Are all of those things bad? Not necessarily. Are they completely irrelevant? Not at all. But should any of those things be primary? Absolutely not! Those things are icing on the ecclesiological cake, but the actual ingredients of the cake are what really matter. The substance of the cake is found in their theological and philosophical commitments.
So that’s what a healthy church looks like. Now, how would you go about finding such a church? Randomly drive around and see where the Spirit leads, search Google for “best ranked church near me,” open your Bible to a random page and find a word that is in the title of a church near you (harvest, fellowship, community, etc.)?
How to Find a Church
Here is where the internet can be your friend.

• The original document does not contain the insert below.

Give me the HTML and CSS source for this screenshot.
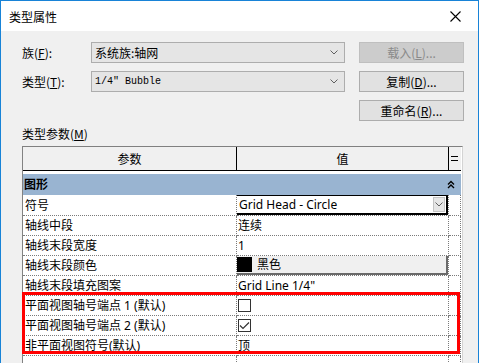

Below are a few church searches that should get you started.
While not all of the churches on these sites would necessarily fit the criteria above, they will all be at least generally Reformed and complementarian. If nothing else, utilizing these searches will whittle down the quest from a few hundred (in many cities), to a much more palatable list. Once the options are whittled down to a handful, we would recommend the following (generally in this order):
- Read carefully their statement of faith (if they don’t have one listed on their website, that is probably a bad sign).
- Listen to a handful of their sermons and other resources available on their website.

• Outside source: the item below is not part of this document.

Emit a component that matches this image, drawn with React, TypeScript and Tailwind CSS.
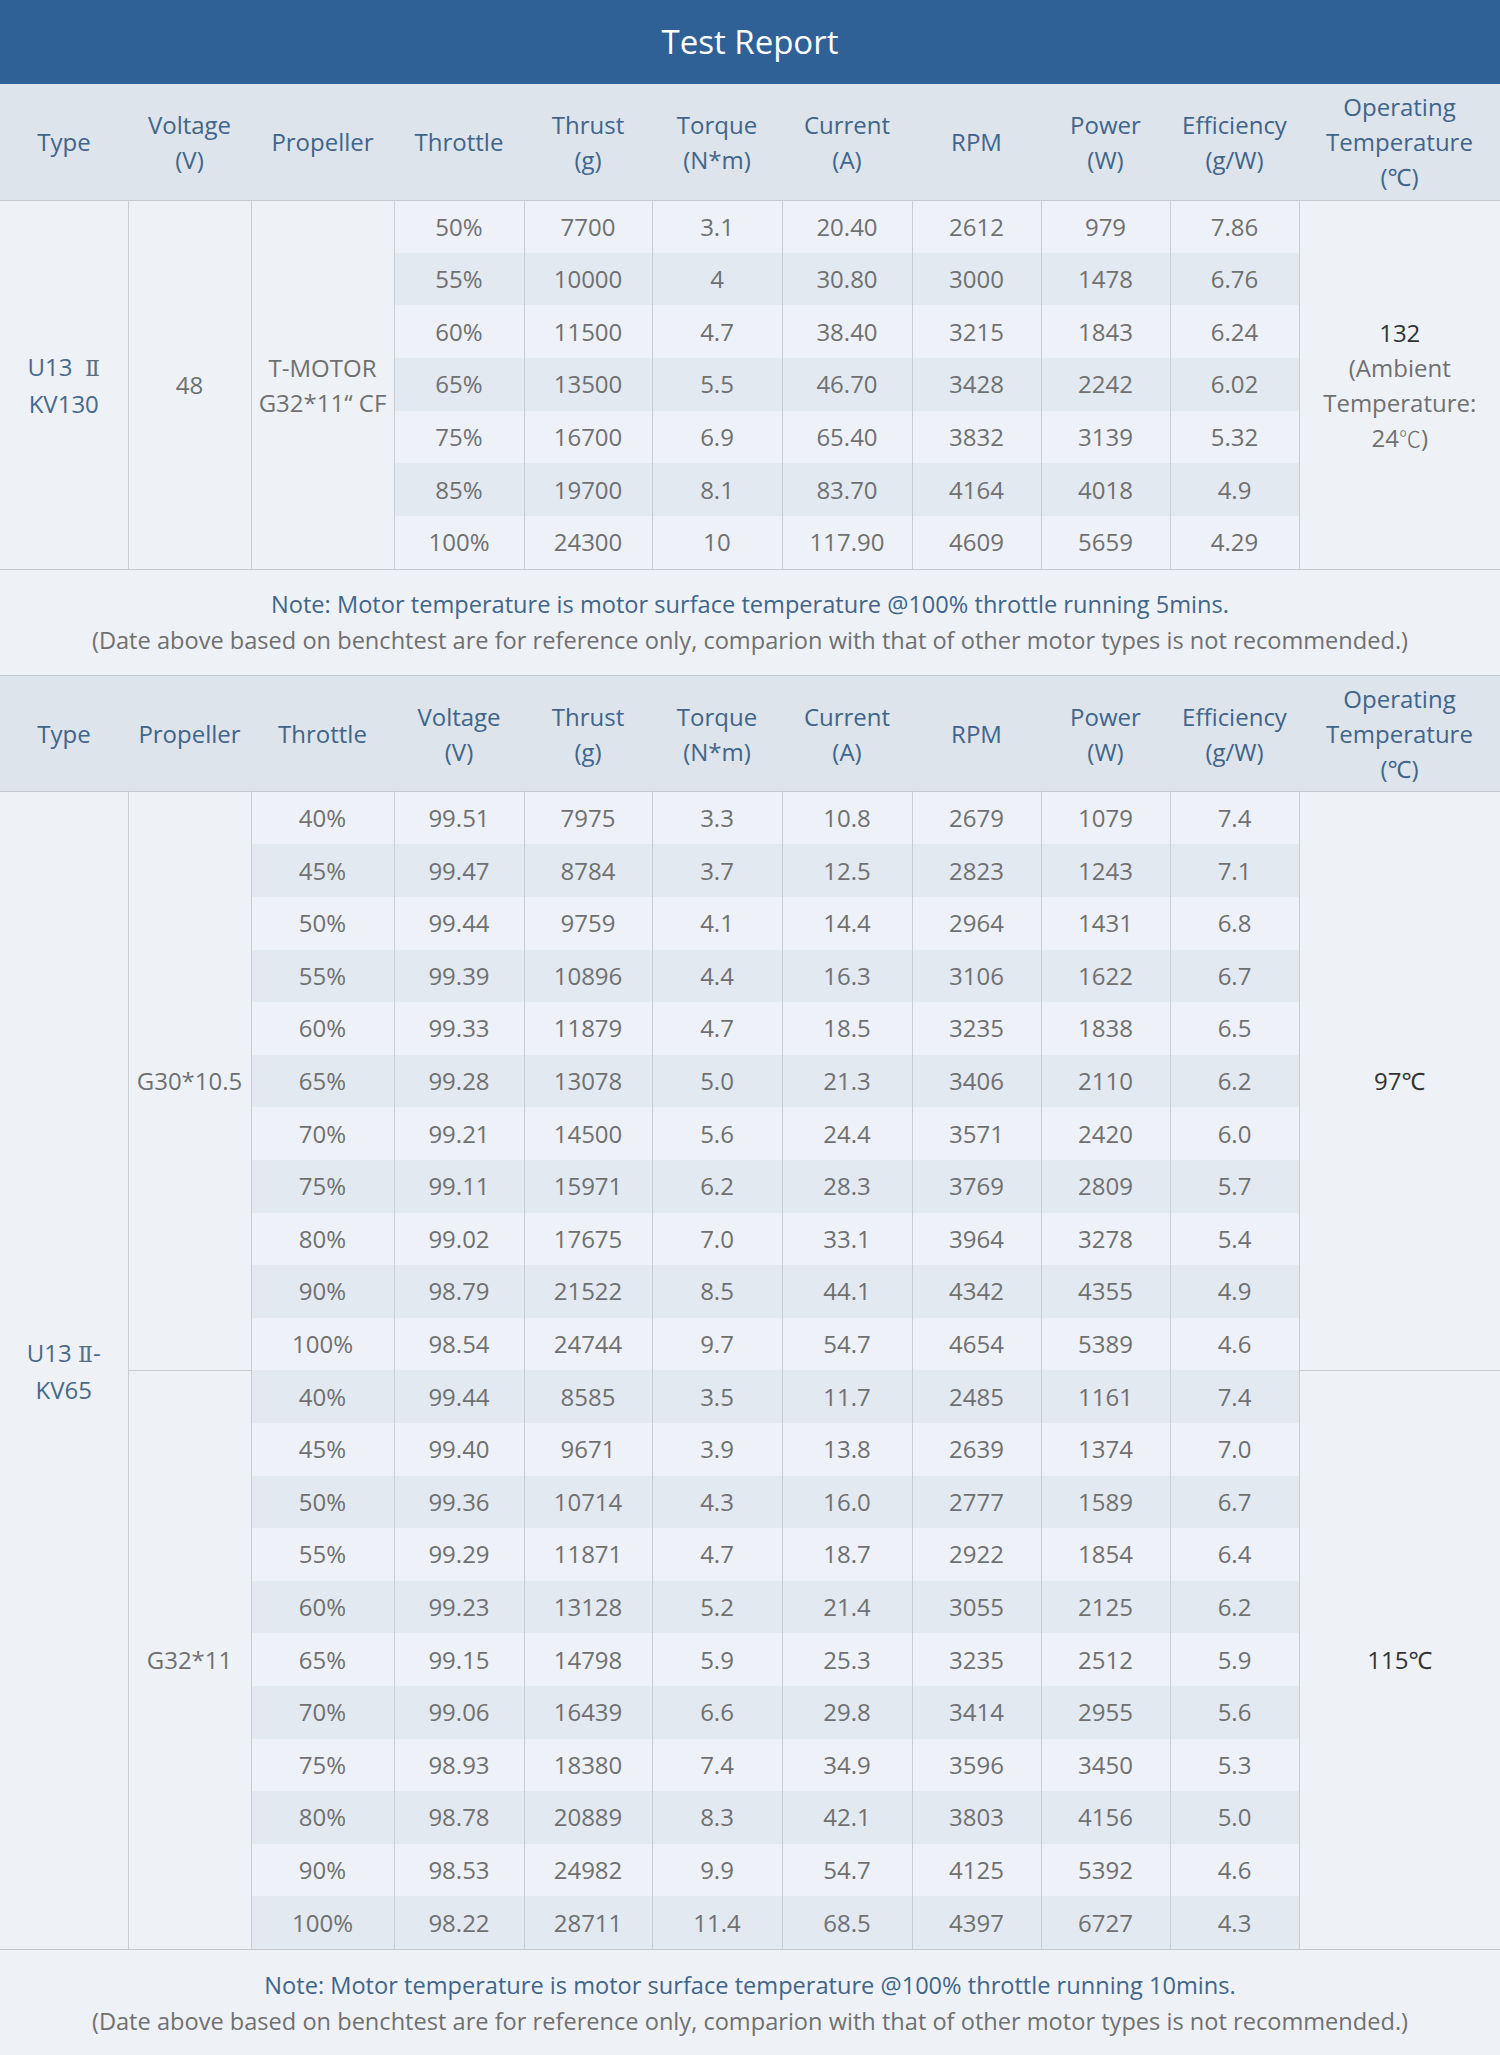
import React from "react";

type Row = string[];

const motorOne: Row[] = [
  ["50%", "7700", "3.1", "20.40", "2612", "979", "7.86"],
  ["55%", "10000", "4", "30.80", "3000", "1478", "6.76"],
  ["60%", "11500", "4.7", "38.40", "3215", "1843", "6.24"],
  ["65%", "13500", "5.5", "46.70", "3428", "2242", "6.02"],
  ["75%", "16700", "6.9", "65.40", "3832", "3139", "5.32"],
  ["85%", "19700", "8.1", "83.70", "4164", "4018", "4.9"],
  ["100%", "24300", "10", "117.90", "4609", "5659", "4.29"],
];

const g30: Row[] = [
  ["40%", "99.51", "7975", "3.3", "10.8", "2679", "1079", "7.4"],
  ["45%", "99.47", "8784", "3.7", "12.5", "2823", "1243", "7.1"],
  ["50%", "99.44", "9759", "4.1", "14.4", "2964", "1431", "6.8"],
  ["55%", "99.39", "10896", "4.4", "16.3", "3106", "1622", "6.7"],
  ["60%", "99.33", "11879", "4.7", "18.5", "3235", "1838", "6.5"],
  ["65%", "99.28", "13078", "5.0", "21.3", "3406", "2110", "6.2"],
  ["70%", "99.21", "14500", "5.6", "24.4", "3571", "2420", "6.0"],
  ["75%", "99.11", "15971", "6.2", "28.3", "3769", "2809", "5.7"],
  ["80%", "99.02", "17675", "7.0", "33.1", "3964", "3278", "5.4"],
  ["90%", "98.79", "21522", "8.5", "44.1", "4342", "4355", "4.9"],
  ["100%", "98.54", "24744", "9.7", "54.7", "4654", "5389", "4.6"],
];

const g32: Row[] = [
  ["40%", "99.44", "8585", "3.5", "11.7", "2485", "1161", "7.4"],
  ["45%", "99.40", "9671", "3.9", "13.8", "2639", "1374", "7.0"],
  ["50%", "99.36", "10714", "4.3", "16.0", "2777", "1589", "6.7"],
  ["55%", "99.29", "11871", "4.7", "18.7", "2922", "1854", "6.4"],
  ["60%", "99.23", "13128", "5.2", "21.4", "3055", "2125", "6.2"],
  ["65%", "99.15", "14798", "5.9", "25.3", "3235", "2512", "5.9"],
  ["70%", "99.06", "16439", "6.6", "29.8", "3414", "2955", "5.6"],
  ["75%", "98.93", "18380", "7.4", "34.9", "3596", "3450", "5.3"],
  ["80%", "98.78", "20889", "8.3", "42.1", "3803", "4156", "5.0"],
  ["90%", "98.53", "24982", "9.9", "54.7", "4125", "5392", "4.6"],
  ["100%", "98.22", "28711", "11.4", "68.5", "4397", "6727", "4.3"],
];

const Cols = () => (
  <colgroup>
    <col className="w-[128px]" />
    <col className="w-[123px]" />
    <col className="w-[143px]" />
    <col className="w-[130px]" />
    <col className="w-[128px]" />
    <col className="w-[130px]" />
    <col className="w-[130px]" />
    <col className="w-[129px]" />
    <col className="w-[129px]" />
    <col className="w-[129px]" />
    <col className="w-[201px]" />
  </colgroup>
);

const Head = ({ labels }: { labels: string[][] }) => (
  <thead>
    <tr className="h-[116px] bg-[#dde4eb] border-b border-[#c4c9ce]">
      {labels.map((lines, i) => (
        <th key={i} className="p-0 font-normal text-[24px] leading-[35px] text-[#41658a] align-middle">
          {lines.map((l, j) => (
            <div key={j}>{l}</div>
          ))}
        </th>
      ))}
    </tr>
  </thead>
);

const merged = "bg-[#eef2f7] border-r border-[#c9cdd2] text-center align-middle p-0";
const cell = "border-r border-[#c9cdd2] text-center align-middle p-0 text-[#707070]";

// roman numeral drawn in a thin serif, as on the source page
const Roman = () => <span className="font-['DejaVu_Serif','Liberation_Serif',serif] text-[22px] font-light text-[#5a6f84]">Ⅱ</span>;

const DataCells = ({ values, idx }: { values: string[]; idx: number }) => (
  <>
    {values.map((v, i) => (
      <td key={i} className={`${cell} ${idx % 2 === 0 ? "bg-[#eef2f8]" : "bg-[#e3e9f0]"}`}>
        {v}
      </td>
    ))}
  </>
);

const Note = ({ mins, last }: { mins: string; last?: boolean }) => (
  <div
    className={`flex h-[107px] flex-col items-center justify-center text-[23.6px] leading-[36px] ${
      last ? "border-t border-[#c4c9ce]" : "border-y border-[#c4c9ce]"
    }`}
  >
    <p className="text-[#41658a]">
      Note: Motor temperature is motor surface temperature @100% throttle running {mins}.
    </p>
    <p className="text-[#707070]">
      (Date above based on benchtest are for reference only, comparion with that of other motor types is not recommended.)
    </p>
  </div>
);

export default function App() {
  return (
    <div className="w-[1500px] bg-[#eef2f7] font-['Open_Sans','Noto_Sans','Noto_Sans_CJK_SC',sans-serif]">
      <div className="flex h-[84px] items-center justify-center bg-[#2f6096] text-[33px] text-white">
        Test Report
      </div>

      <table className="w-full table-fixed border-collapse text-[24px]">
        <Cols />
        <Head
          labels={[
            ["Type"],
            ["Voltage", "(V)"],
            ["Propeller"],
            ["Throttle"],
            ["Thrust", "(g)"],
            ["Torque", "(N*m)"],
            ["Current", "(A)"],
            ["RPM"],
            ["Power", "(W)"],
            ["Efficiency", "(g/W)"],
            ["Operating", "Temperature", "(℃)"],
          ]}
        />
        <tbody>
          {motorOne.map((r, i) => (
            <tr key={i} className="h-[52.7px]">
              {i === 0 && (
                <>
                  <td rowSpan={7} className={`${merged} leading-[35px] text-[#48698a]`}>
                    U13 &nbsp;<Roman />
                    <br />
                    KV130
                  </td>
                  <td rowSpan={7} className={`${merged} text-[#707070]`}>
                    48
                  </td>
                  <td rowSpan={7} className={`${merged} leading-[35px] text-[#707070]`}>
                    T-MOTOR
                    <br />
                    G32*11“ CF
                  </td>
                </>
              )}
              <DataCells values={r} idx={i} />
              {i === 0 && (
                <td rowSpan={7} className="bg-[#eef2f7] p-0 text-center align-middle leading-[35px]">
                  <div className="text-[#333333]">132</div>
                  <div className="text-[#707070]">(Ambient</div>
                  <div className="text-[#707070]">Temperature:</div>
                  <div className="text-[#707070]">
                    24<span className="font-['Noto_Sans_CJK_SC',sans-serif] text-[22px] font-light">℃</span>)
                  </div>
                </td>
              )}
            </tr>
          ))}
        </tbody>
      </table>

      <Note mins="5mins" />

      <table className="w-full table-fixed border-collapse text-[24px]">
        <Cols />
        <Head
          labels={[
            ["Type"],
            ["Propeller"],
            ["Throttle"],
            ["Voltage", "(V)"],
            ["Thrust", "(g)"],
            ["Torque", "(N*m)"],
            ["Current", "(A)"],
            ["RPM"],
            ["Power", "(W)"],
            ["Efficiency", "(g/W)"],
            ["Operating", "Temperature", "(℃)"],
          ]}
        />
        <tbody>
          {g30.map((r, i) => (
            <tr key={`a${i}`} className="h-[52.6px]">
              {i === 0 && (
                <>
                  <td rowSpan={22} className={`${merged} leading-[35px] text-[#48698a]`}>
                    U13 <Roman />-
                    <br />
                    KV65
                  </td>
                  <td rowSpan={11} className={`${merged} border-b text-[#707070]`}>
                    G30*10.5
                  </td>
                </>
              )}
              <DataCells values={r} idx={i} />
              {i === 0 && (
                <td rowSpan={11} className="border-b border-[#c9cdd2] bg-[#eef2f7] p-0 text-center align-middle text-[#333333]">
                  97℃
                </td>
              )}
            </tr>
          ))}
          {g32.map((r, i) => (
            <tr key={`b${i}`} className="h-[52.6px]">
              {i === 0 && (
                <td rowSpan={11} className={`${merged} text-[#707070]`}>
                  G32*11
                </td>
              )}
              <DataCells values={r} idx={i + 11} />
              {i === 0 && (
                <td rowSpan={11} className="bg-[#eef2f7] p-0 text-center align-middle text-[#333333]">
                  115℃
                </td>
              )}
            </tr>
          ))}
        </tbody>
      </table>

      <Note mins="10mins" last />
    </div>
  );
}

- Attend a couple of Sunday services.
- Speak to a staff member and/or elder (if they don’t have elders, that is also a bad sign) to ask questions about their theology, philosophy and actual practice of ministry (if they balk at questions or don’t have time to meet, that’s another bad sign).
- Attend any sort of informational or membership class.
- Assuming you are sufficiently convinced that this is a healthy (though not perfect) church, sign on the dotted line and voila, you’ve found yourself a new church. Congratulations!